Bose mystery in contemporary India

                                                          
                                                                      Mission Netaji is a Delhi-based Indian non-profit trust that conducts research on Subhas Chandra Bose's disappearance. Some documents the organisation has dug out have information connected to Bose's disappearance.
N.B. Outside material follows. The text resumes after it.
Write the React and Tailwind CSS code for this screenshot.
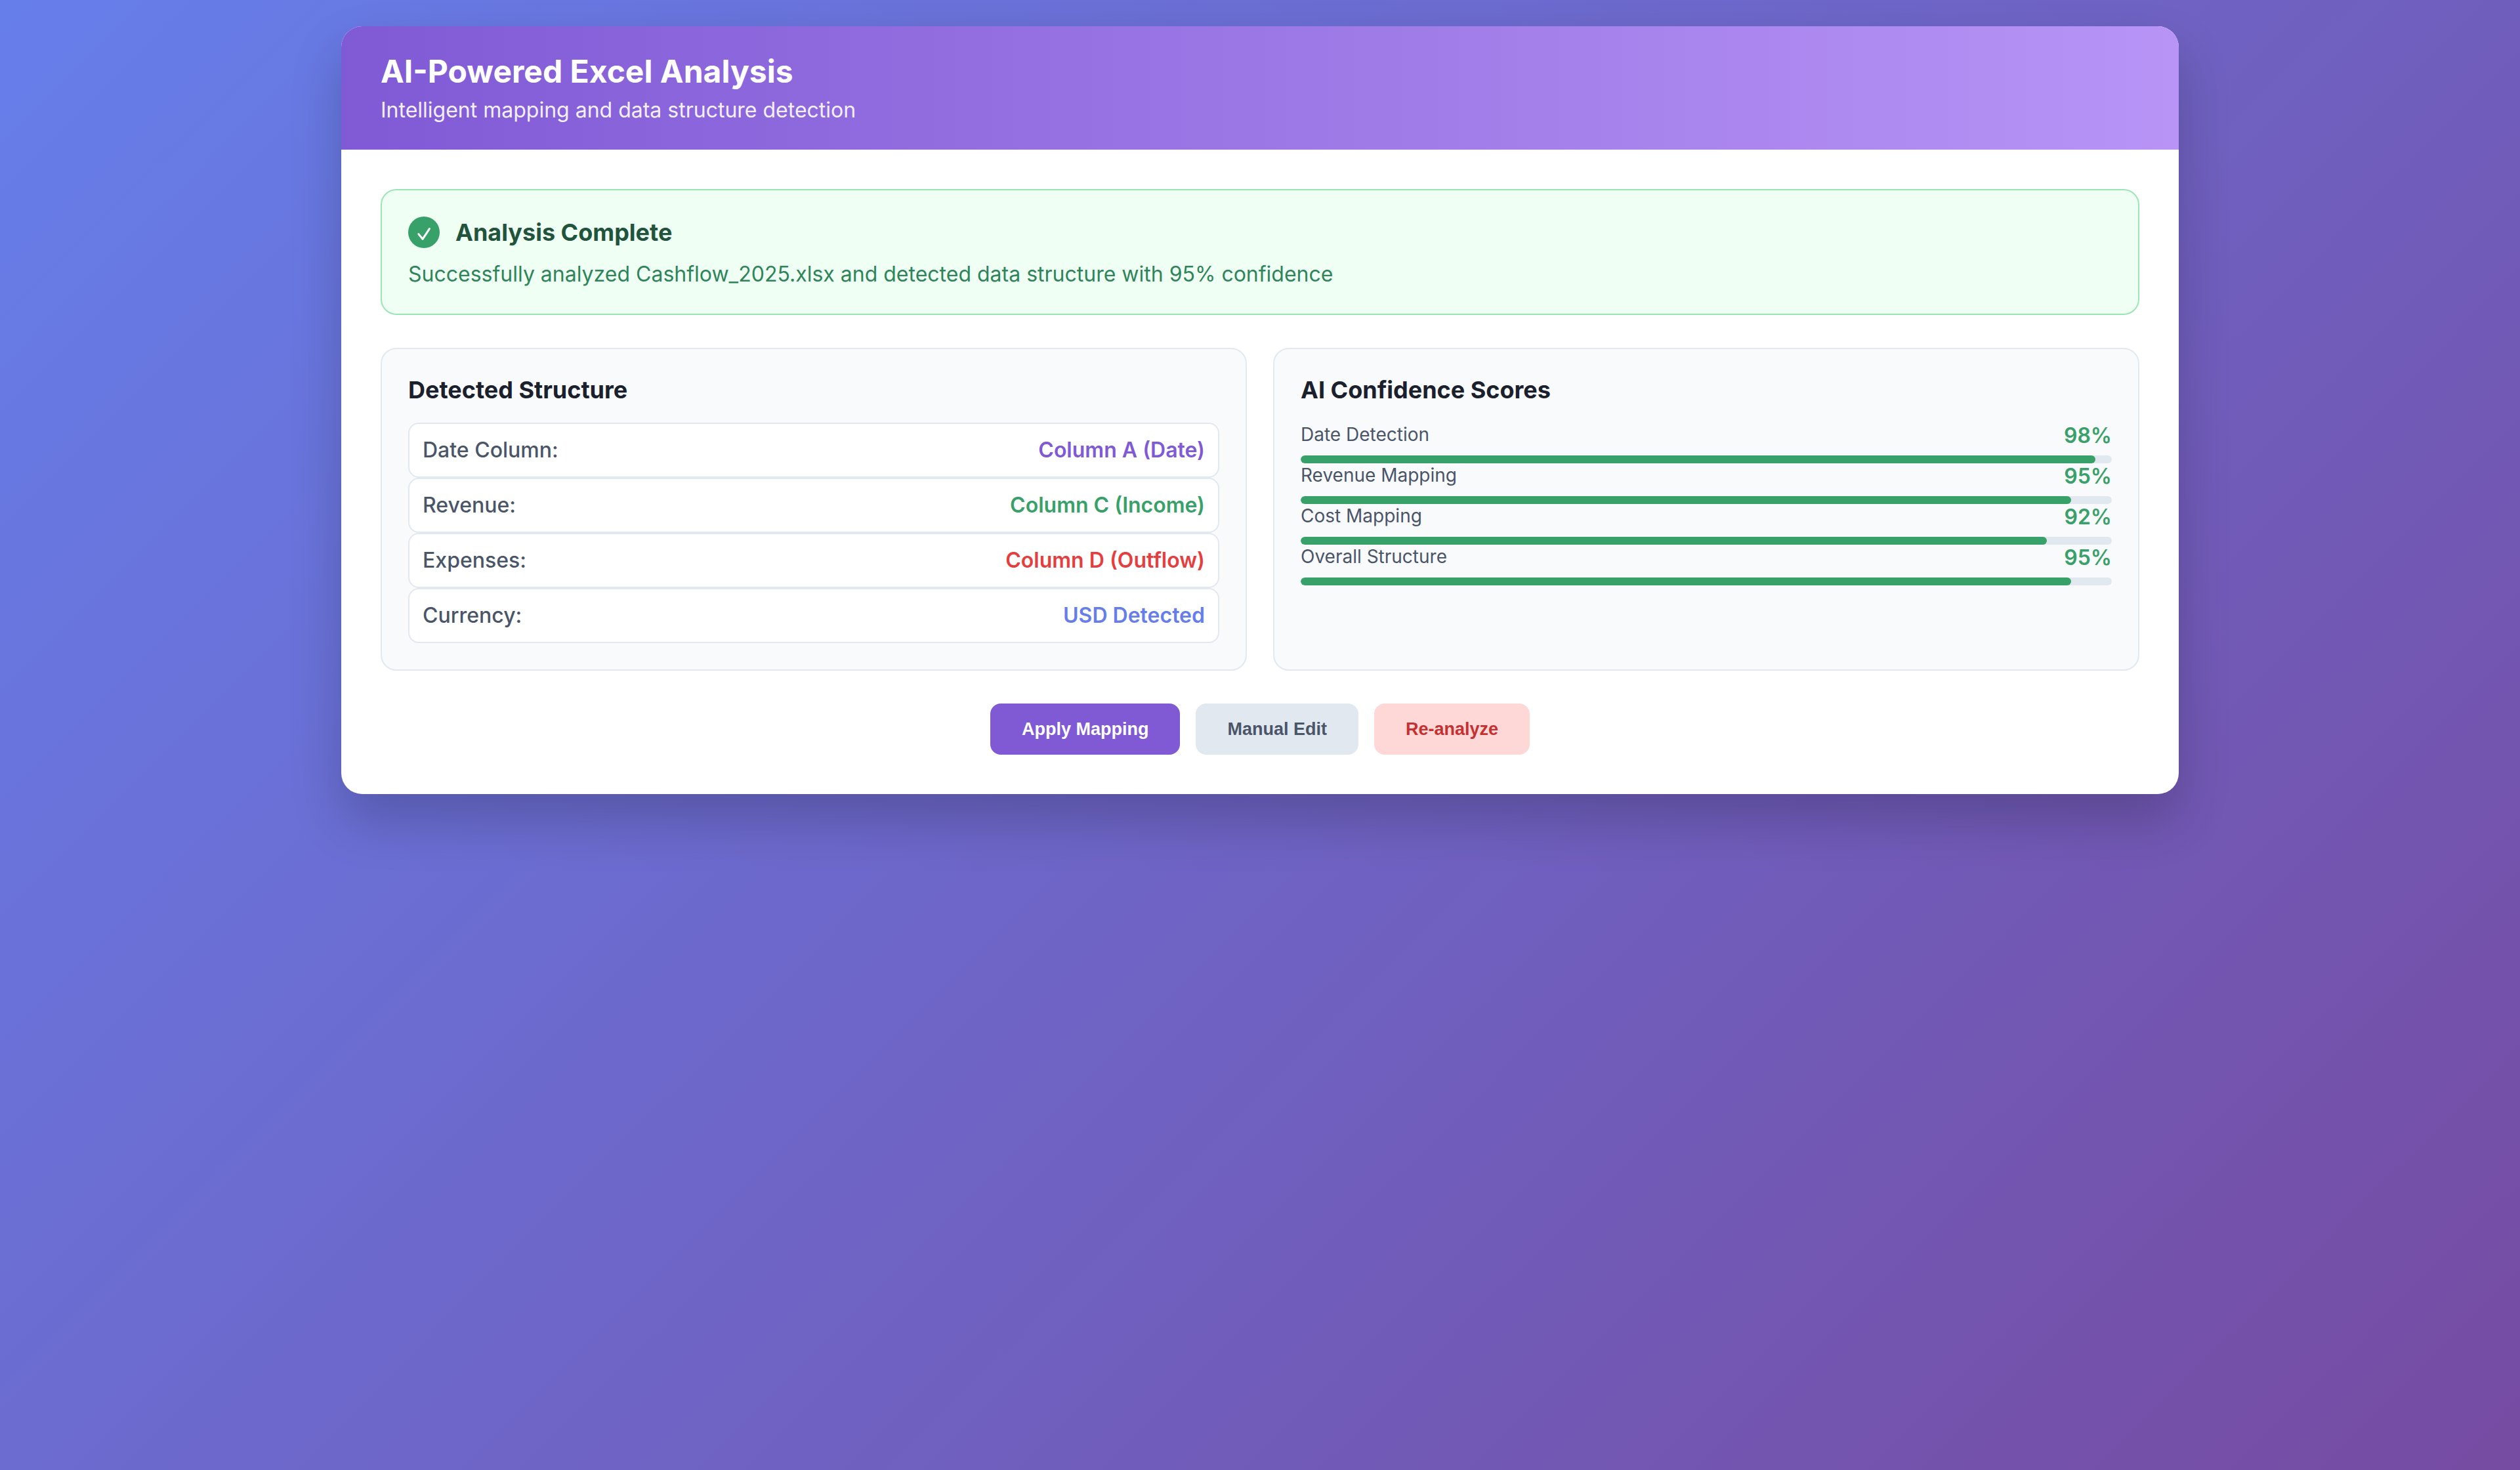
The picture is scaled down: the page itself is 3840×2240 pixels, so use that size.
const structure = [
  { label: "Date Column:", value: "Column A (Date)", color: "text-[#805ad5]" },
  { label: "Revenue:", value: "Column C (Income)", color: "text-[#38a169]" },
  { label: "Expenses:", value: "Column D (Outflow)", color: "text-[#e53e3e]" },
  { label: "Currency:", value: "USD Detected", color: "text-[#667eea]" },
];

const scores = [
  { label: "Date Detection", value: 98 },
  { label: "Revenue Mapping", value: 95 },
  { label: "Cost Mapping", value: 92 },
  { label: "Overall Structure", value: 95 },
];

const actions = [
  { label: "Apply Mapping", style: "bg-[#805ad5] text-white" },
  { label: "Manual Edit", style: "bg-[#e2e8f0] text-[#4a5568]" },
  { label: "Re-analyze", style: "bg-[#fed7d7] text-[#c53030]" },
];

function Panel({ title, children }) {
  return (
    <section className="rounded-3xl border-2 border-[#e2e8f0] bg-[#f9fafc] p-10">
      <h2 className="mb-7 text-[36px] leading-[44px] font-bold text-[#1a202c]">{title}</h2>
      {children}
    </section>
  );
}

function CheckBadge() {
  return (
    <span className="flex size-12 shrink-0 items-center justify-center rounded-full bg-[#38a169]">
      <svg viewBox="0 0 48 48" className="size-12" fill="none" aria-hidden="true">
        <path d="M15.8 26.6 L22 34.3 L32.4 18.6" stroke="white" strokeWidth="3" strokeLinecap="round" strokeLinejoin="round" />
      </svg>
    </span>
  );
}

export default function App() {
  return (
    <div className="min-h-screen bg-[linear-gradient(135deg,#667eea_0%,#764ba2_100%)] p-10 font-[Inter,sans-serif]">
      <main className="mx-auto max-w-[2800px] overflow-hidden rounded-[32px] bg-white shadow-[0_40px_80px_rgba(0,0,0,0.2)]">
        <header className="bg-[linear-gradient(90deg,#805ad5,#b794f6)] px-15 py-10 text-white">
          <h1 className="mb-2.5 text-5xl leading-[58px] font-bold">AI-Powered Excel Analysis</h1>
          <p className="text-[32px] leading-10 opacity-90">Intelligent mapping and data structure detection</p>
        </header>

        <div className="p-15">
          <section className="mb-[50px] rounded-3xl border-2 border-[#9ae6b4] bg-[#f0fff4] p-10">
            <div className="mb-5 flex items-center gap-6">
              <CheckBadge />
              <h2 className="text-[36px] leading-[44px] font-bold text-[#22543d]">Analysis Complete</h2>
            </div>
            <p className="text-[32px] leading-10 text-[#2f855a]">
              Successfully analyzed Cashflow_2025.xlsx and detected data structure with 95% confidence
            </p>
          </section>

          <div className="mb-[50px] grid grid-cols-2 gap-10">
            <Panel title="Detected Structure">
              <dl>
                {structure.map((row) => (
                  <div
                    key={row.label}
                    className="flex justify-between rounded-2xl border-2 border-[#e2e8f0] bg-white p-5 text-[32px] leading-10"
                  >
                    <dt className="font-medium text-[#4a5568]">{row.label}</dt>
                    <dd className={`font-semibold ${row.color}`}>{row.value}</dd>
                  </div>
                ))}
              </dl>
            </Panel>

            <Panel title="AI Confidence Scores">
              {scores.map((score) => (
                <div key={score.label}>
                  <div className="mb-2.5 flex items-start justify-between">
                    <span className="text-[28px] leading-9 text-[#4a5568]">{score.label}</span>
                    <span className="text-[32px] leading-10 font-semibold text-[#38a169]">{score.value}%</span>
                  </div>
                  <div
                    role="progressbar"
                    aria-label={score.label}
                    aria-valuenow={score.value}
                    aria-valuemin={0}
                    aria-valuemax={100}
                    className="h-3 overflow-hidden rounded-full bg-[#e2e8f0]"
                  >
                    <div className="h-full rounded-full bg-[#38a169]" style={{ width: `${score.value}%` }} />
                  </div>
                </div>
              ))}
            </Panel>
          </div>

          <div className="flex justify-center gap-6">
            {actions.map((action) => (
              <button
                key={action.label}
                type="button"
                className={`rounded-2xl px-12 py-6 font-['Liberation_Sans',Arial,sans-serif] text-[27px] leading-[30px] font-bold ${action.style}`}
              >
                {action.label}
              </button>
            ))}
          </div>
        </div>
      </main>
    </div>
  );
}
This led to more documents that remain classified. Several Indian ministries, including the Indian India's Prime Minister office, have refused to make public the documents under the Right to Information Act campaign launched by Mission Netaji, on the ground that their disclosure will affect India's relations with foreign countries.

Desh Prem Divas

                                 
                                          The West bengal government decided in 2011 to observe Bose's birth anniversay (23 January) as Desh Prem Divas which means Day of Patriotism. Though the Forward Bloc requested the Indian government to declare Bose's birth anniversay as Desh Prem Divas at a national level, the government did not approve of it, citing that– "Many eminent personalities took part in the freedom struggle of India and the immense contribution made by them cannot be judged relatively. If at all a day is to be declared as Desh Prem Divas, it does not appear to be appropriate to be so declared on the birth anniversary of any particular personality. Even the birth anniversary of Mahatma Gandhi has not been declared as any special day relating to the freedom movement of India."